A confusion of another sort concerns Andrew Crosse, the pioneer scientist and gentleman scholar, who some claim to be the model for Victor Frankenstein. Mary Godwin knew Crosse through a mutual acquaintanceship with the poet Robert Southey, and she attended one of his lectures on atmospheric electricity in December 1814. Crosse was an early experimenter with electricity, and his use of voltaic piles at his home at Fyne Court, Somerset earned him the name ‘the thunder and lightning man.’ 


Description from Memorials, Scientific and Literary of Andrew Crosse - 1857

In 1836, he experimented with electrocrystalization, dripping acid onto a porous volcanic stone from Vesuvius, with the apparatus linked to voltaic piles and with the intention of producing silica crystals. He noted small white excrescences appearing, which continued to grow until, on the eighteenth day, they put forth seven or eight filaments, followed by the appearance eight days later of small, perfectly formed animals which, two days later, detached themselves and moved about ‘at pleasure.’ 

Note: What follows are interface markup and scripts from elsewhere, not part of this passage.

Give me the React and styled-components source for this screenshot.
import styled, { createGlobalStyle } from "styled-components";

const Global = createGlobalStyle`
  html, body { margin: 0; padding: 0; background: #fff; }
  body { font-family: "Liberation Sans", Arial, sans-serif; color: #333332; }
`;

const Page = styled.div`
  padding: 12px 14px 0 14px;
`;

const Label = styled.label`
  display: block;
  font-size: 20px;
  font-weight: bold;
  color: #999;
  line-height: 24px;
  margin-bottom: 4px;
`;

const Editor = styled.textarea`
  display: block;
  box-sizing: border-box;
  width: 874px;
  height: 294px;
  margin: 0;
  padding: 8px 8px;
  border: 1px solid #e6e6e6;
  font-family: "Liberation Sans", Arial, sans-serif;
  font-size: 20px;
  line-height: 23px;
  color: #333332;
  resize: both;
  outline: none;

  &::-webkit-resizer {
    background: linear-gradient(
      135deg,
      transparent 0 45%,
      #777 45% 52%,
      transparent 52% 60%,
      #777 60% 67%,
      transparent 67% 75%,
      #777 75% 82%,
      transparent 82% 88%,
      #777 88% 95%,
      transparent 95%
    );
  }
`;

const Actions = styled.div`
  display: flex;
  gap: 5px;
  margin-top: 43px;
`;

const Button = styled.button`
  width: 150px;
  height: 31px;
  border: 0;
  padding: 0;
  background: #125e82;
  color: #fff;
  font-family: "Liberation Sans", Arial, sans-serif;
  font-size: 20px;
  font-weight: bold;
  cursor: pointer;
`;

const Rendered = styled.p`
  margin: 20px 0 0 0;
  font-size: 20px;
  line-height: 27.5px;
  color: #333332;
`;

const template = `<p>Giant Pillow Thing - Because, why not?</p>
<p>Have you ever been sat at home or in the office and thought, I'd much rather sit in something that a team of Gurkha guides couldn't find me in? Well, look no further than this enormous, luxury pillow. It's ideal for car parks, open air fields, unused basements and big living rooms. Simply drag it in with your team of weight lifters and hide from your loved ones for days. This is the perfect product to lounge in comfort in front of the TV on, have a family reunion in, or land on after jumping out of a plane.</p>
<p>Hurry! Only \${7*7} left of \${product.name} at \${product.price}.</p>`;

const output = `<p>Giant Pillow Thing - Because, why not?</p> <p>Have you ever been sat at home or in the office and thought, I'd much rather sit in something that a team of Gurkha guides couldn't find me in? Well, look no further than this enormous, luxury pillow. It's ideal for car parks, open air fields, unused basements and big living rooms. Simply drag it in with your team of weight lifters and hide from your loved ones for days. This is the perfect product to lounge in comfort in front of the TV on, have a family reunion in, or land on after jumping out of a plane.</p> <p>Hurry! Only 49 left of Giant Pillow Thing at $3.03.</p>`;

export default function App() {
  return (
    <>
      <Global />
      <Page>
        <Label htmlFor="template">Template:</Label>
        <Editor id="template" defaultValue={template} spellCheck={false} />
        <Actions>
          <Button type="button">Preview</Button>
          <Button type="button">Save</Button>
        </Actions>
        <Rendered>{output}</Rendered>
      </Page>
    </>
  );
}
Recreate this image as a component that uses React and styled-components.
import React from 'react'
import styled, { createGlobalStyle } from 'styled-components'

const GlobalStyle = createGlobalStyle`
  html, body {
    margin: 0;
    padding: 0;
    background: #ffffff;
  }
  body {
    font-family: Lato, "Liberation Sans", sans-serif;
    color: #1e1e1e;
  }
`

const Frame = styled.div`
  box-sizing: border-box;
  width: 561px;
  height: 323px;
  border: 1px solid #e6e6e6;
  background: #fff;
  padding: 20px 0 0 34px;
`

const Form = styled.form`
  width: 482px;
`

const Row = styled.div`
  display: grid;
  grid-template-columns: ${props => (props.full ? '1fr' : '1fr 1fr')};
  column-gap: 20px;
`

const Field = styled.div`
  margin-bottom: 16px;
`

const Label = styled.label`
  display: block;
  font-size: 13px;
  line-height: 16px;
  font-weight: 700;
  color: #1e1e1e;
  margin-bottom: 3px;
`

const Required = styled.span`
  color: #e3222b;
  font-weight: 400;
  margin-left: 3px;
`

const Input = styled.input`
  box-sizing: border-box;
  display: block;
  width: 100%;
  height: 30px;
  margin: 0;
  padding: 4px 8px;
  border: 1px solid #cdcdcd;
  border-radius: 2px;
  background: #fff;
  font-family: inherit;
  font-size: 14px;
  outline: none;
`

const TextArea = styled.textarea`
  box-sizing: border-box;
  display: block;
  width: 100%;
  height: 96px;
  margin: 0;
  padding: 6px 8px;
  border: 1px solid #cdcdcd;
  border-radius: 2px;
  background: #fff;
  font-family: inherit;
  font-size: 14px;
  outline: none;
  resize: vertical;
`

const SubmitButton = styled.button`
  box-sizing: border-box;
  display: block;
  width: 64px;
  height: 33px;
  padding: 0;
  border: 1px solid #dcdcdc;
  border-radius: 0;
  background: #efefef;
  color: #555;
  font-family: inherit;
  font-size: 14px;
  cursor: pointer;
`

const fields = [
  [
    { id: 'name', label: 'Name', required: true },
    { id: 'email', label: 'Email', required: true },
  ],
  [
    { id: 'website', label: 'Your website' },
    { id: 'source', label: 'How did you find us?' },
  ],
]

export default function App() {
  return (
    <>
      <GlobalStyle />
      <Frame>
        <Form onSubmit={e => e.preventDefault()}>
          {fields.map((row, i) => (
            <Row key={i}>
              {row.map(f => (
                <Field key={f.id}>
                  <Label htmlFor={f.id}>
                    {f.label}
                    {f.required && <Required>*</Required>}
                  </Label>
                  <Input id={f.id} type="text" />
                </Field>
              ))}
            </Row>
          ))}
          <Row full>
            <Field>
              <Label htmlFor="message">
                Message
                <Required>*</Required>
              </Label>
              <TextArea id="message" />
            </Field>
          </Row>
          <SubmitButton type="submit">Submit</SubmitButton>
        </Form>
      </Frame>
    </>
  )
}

Crosse's note on the Acarus

Crosse called the creatures ‘Acarus galvanicus’, placing them in the mite subclass of arachnids, although he was not a trained biologist. In reporting this occurrence in conversation with friends, there happened to be present the editor of a West of England newspaper who, unauthorised but in ‘a friendly spirit’ reported the experiment. The story spread across the country and the continent, resulting in a vicious attack on Crosse by many who believed that he had intentionally ‘created’ the creatures, thereby challenging God’s position as the Creator. He was accused of blasphemy and received death threats; one ‘gentleman’ wrote to him, calling him a ‘disturber of the peace of families,’ and ‘a reviler of our holy religion,’ and local farmers blamed him for bringing blight on their crops.Crosse’s response was that “ …he was sorry to see that the faith of his neighbours could be over-set by the claw of a mite.” Other scientists tried to repeat Crosse’s experiment – W H Weeks achieved the same result but did not publish, for fear of reprisals. Crosse himself thought that the eggs of the mites had been impregnated in his specimen rock and the general consensus now is that the apparatus had been infected by either cheese or dust mites. 

Some authors have claimed that this incident inspired Mary Shelley to create Frankenstein and his monster animated by electricity, but these same authors have overlooked one important detail – Mary began writing her story in 1816 and Crosse carried out his experiment in 1836, some twenty years later. It just goes to show – you can’t believe everything you read.